BRIEF
Provide again, from the entries below, every line from the one containing "Clone this screenshot" through the one containing "string; checked?: boolean;", exactly as written, and no other line.

--- start ---

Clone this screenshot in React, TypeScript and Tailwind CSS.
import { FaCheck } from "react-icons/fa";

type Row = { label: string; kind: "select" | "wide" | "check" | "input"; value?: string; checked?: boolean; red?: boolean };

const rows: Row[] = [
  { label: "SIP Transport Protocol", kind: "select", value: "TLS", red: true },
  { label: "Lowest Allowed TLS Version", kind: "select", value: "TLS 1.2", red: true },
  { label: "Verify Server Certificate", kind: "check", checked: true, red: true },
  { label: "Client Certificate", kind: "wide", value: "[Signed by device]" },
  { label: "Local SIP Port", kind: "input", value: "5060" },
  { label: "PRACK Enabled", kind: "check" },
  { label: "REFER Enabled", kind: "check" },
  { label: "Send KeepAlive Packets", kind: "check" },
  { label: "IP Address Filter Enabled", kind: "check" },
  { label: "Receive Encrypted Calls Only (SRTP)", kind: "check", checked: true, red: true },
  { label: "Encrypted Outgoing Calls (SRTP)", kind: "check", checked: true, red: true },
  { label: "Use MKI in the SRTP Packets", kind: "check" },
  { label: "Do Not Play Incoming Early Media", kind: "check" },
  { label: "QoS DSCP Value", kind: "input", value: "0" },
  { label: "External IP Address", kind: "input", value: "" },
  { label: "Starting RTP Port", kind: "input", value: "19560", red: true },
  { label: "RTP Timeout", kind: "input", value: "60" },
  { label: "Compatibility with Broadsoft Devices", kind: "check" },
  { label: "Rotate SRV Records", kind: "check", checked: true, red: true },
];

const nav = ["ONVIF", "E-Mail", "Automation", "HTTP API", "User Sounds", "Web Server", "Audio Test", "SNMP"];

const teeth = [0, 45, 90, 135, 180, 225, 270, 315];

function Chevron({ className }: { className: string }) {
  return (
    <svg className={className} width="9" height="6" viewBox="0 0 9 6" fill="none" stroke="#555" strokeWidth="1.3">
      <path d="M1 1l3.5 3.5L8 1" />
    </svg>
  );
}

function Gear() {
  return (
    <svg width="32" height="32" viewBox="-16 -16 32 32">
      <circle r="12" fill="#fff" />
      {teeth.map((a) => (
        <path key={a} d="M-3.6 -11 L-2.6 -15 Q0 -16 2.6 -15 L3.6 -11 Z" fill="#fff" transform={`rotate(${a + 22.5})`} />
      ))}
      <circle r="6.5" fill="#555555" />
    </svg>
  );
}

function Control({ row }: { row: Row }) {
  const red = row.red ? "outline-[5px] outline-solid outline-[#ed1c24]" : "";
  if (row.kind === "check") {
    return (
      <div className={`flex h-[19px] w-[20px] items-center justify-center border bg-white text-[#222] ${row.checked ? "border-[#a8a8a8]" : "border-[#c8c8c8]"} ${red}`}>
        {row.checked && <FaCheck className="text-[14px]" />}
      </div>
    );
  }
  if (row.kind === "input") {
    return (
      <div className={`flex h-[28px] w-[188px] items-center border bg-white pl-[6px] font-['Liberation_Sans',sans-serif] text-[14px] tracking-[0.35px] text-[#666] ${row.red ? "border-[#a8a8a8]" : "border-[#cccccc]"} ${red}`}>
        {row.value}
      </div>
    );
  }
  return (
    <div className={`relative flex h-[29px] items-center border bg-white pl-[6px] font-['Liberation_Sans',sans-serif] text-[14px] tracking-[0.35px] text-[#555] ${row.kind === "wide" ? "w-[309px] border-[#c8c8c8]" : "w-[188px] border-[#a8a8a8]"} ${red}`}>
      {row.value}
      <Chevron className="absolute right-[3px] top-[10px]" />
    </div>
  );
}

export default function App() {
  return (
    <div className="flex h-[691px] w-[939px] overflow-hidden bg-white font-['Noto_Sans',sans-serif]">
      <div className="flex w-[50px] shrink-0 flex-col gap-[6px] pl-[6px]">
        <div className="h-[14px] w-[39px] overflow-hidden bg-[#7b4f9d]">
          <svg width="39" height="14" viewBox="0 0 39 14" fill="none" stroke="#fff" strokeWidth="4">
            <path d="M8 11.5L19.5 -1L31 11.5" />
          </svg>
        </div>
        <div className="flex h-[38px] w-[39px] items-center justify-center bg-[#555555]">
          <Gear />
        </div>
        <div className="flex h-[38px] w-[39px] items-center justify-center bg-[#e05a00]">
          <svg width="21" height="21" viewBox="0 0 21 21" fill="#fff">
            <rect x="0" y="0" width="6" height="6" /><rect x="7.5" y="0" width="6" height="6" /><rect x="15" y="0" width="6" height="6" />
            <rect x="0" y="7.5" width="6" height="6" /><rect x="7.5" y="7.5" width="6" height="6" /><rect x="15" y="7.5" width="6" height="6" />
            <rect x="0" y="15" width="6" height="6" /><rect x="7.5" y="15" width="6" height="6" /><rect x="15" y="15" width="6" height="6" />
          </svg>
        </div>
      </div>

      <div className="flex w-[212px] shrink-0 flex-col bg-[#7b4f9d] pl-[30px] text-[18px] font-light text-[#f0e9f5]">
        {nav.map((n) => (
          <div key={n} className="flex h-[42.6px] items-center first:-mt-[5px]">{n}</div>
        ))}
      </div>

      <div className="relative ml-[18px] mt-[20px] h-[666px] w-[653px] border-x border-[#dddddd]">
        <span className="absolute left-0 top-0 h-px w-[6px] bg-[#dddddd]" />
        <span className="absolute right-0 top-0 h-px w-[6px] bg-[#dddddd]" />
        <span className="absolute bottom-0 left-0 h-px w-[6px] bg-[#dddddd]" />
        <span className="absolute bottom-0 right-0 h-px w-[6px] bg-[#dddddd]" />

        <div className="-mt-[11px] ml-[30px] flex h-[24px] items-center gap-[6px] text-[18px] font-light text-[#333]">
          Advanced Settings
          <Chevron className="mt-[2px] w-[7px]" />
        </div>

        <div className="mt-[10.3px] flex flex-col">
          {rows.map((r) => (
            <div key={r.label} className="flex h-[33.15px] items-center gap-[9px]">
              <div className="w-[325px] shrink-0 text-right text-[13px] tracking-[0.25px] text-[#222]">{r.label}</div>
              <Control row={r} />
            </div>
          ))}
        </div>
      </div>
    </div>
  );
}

--- end ---
--- start ---

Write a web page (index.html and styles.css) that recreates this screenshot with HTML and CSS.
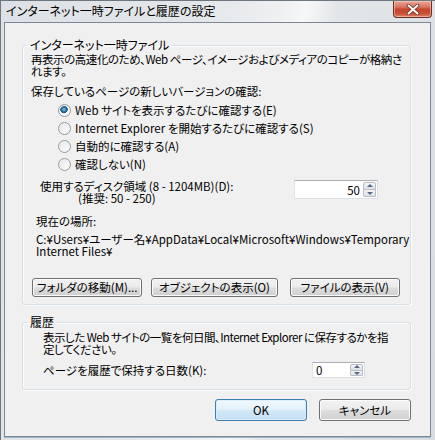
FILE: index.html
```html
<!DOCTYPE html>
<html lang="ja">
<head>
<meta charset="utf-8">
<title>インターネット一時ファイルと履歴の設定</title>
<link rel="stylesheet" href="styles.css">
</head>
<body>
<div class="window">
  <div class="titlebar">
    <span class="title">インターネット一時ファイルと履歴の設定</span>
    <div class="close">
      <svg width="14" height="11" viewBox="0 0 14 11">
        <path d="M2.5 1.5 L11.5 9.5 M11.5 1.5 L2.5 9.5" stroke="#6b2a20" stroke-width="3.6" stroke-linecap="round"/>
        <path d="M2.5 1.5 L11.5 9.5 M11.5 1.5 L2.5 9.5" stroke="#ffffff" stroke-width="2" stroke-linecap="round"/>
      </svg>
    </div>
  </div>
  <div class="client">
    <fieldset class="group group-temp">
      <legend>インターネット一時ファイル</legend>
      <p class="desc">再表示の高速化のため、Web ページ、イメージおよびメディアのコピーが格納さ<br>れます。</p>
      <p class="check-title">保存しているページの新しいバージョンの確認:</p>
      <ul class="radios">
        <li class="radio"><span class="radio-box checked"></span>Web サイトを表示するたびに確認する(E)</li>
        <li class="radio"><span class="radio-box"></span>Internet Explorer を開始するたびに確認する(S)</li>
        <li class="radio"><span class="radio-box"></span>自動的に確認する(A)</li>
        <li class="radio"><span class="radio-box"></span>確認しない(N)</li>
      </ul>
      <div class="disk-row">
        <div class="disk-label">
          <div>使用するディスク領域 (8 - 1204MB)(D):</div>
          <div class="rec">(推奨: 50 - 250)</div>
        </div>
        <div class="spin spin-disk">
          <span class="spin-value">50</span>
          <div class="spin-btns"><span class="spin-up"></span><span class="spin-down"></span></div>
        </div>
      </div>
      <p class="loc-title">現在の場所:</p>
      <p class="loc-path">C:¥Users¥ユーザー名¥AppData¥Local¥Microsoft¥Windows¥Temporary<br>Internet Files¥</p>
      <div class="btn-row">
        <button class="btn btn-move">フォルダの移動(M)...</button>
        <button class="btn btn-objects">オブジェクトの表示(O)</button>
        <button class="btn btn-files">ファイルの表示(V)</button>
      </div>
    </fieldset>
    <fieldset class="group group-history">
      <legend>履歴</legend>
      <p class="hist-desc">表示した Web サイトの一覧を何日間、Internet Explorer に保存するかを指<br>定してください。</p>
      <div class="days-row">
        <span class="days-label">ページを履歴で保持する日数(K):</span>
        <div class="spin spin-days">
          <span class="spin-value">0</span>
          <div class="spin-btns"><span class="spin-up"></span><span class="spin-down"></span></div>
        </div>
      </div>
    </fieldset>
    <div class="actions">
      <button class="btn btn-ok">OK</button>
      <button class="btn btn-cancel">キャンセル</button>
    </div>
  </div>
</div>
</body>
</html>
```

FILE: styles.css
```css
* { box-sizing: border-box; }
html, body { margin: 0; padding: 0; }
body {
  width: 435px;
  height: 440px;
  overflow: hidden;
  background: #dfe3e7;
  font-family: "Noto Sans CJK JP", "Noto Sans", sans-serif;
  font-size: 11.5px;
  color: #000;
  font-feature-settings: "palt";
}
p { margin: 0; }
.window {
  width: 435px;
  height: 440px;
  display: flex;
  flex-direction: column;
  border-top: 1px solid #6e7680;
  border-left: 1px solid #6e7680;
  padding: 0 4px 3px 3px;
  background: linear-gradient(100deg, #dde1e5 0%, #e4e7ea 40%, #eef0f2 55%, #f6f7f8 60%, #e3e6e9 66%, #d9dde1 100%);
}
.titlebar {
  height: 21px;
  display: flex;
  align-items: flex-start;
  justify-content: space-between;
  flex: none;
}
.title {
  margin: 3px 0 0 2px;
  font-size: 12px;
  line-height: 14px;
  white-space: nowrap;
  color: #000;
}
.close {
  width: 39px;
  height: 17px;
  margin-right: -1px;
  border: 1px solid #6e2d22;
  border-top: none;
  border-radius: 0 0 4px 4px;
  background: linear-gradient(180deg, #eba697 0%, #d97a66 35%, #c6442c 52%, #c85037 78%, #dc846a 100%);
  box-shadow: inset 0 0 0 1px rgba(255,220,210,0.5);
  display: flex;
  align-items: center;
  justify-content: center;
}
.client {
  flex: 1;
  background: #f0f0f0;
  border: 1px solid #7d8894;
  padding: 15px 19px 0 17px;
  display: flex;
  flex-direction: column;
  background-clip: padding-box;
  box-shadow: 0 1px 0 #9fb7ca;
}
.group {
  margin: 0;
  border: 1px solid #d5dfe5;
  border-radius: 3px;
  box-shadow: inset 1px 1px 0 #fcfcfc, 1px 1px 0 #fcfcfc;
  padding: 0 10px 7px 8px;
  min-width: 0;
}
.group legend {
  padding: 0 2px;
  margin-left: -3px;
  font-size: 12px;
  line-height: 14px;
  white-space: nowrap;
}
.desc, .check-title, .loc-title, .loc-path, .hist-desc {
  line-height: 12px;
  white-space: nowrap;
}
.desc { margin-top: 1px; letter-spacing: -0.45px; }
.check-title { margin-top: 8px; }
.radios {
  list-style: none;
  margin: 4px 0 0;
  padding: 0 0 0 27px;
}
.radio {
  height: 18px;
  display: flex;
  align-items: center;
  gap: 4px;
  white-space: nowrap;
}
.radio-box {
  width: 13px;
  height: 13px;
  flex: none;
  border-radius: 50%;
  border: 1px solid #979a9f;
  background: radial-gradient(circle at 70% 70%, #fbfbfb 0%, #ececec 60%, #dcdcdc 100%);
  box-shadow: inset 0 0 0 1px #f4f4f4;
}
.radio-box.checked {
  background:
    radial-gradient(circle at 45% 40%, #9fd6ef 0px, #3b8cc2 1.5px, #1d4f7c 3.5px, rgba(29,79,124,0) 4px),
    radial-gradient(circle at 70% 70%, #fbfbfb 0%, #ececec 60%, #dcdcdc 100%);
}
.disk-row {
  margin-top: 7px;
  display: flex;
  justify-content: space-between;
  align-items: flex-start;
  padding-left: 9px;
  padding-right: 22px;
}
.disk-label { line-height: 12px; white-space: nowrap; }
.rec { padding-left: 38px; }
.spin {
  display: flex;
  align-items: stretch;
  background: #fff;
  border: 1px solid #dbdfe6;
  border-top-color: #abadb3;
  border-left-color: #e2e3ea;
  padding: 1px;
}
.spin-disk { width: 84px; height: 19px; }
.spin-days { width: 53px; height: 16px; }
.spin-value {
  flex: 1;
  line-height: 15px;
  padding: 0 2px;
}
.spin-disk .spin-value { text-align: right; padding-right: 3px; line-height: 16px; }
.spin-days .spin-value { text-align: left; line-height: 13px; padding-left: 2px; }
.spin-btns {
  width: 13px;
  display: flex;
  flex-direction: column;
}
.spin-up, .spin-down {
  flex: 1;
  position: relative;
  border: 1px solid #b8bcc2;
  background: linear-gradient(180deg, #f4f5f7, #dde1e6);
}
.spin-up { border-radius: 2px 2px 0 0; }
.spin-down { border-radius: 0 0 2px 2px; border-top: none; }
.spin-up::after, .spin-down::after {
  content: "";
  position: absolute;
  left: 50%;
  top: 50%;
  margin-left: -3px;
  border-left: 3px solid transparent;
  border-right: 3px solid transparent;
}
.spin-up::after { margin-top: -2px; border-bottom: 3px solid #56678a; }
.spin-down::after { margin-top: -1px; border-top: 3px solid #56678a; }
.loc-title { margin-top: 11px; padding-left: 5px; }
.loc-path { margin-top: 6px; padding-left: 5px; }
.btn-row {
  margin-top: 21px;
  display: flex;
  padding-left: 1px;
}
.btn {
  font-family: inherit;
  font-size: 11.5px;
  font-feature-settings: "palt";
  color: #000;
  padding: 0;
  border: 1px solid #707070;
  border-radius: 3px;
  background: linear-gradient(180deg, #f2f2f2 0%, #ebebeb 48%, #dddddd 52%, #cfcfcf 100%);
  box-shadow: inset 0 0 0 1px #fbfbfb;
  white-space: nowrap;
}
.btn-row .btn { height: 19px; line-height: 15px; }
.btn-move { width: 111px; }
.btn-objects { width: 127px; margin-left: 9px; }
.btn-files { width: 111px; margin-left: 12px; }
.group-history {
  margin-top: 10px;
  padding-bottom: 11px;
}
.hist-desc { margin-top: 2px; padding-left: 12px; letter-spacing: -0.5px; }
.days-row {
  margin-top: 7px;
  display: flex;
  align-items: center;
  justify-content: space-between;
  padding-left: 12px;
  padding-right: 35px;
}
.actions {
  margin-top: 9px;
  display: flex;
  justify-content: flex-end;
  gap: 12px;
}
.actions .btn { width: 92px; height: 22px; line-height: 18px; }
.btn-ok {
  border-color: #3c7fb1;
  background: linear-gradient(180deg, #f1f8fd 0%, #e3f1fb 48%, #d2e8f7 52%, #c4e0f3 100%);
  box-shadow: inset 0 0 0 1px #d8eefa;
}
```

--- end ---

EXERCISE SOLUTION
Clone this screenshot in React, TypeScript and Tailwind CSS.
import { FaCheck } from "react-icons/fa";

type Row = { label: string; kind: "select" | "wide" | "check" | "input"; value?: string; checked?: boolean; red?: boolean };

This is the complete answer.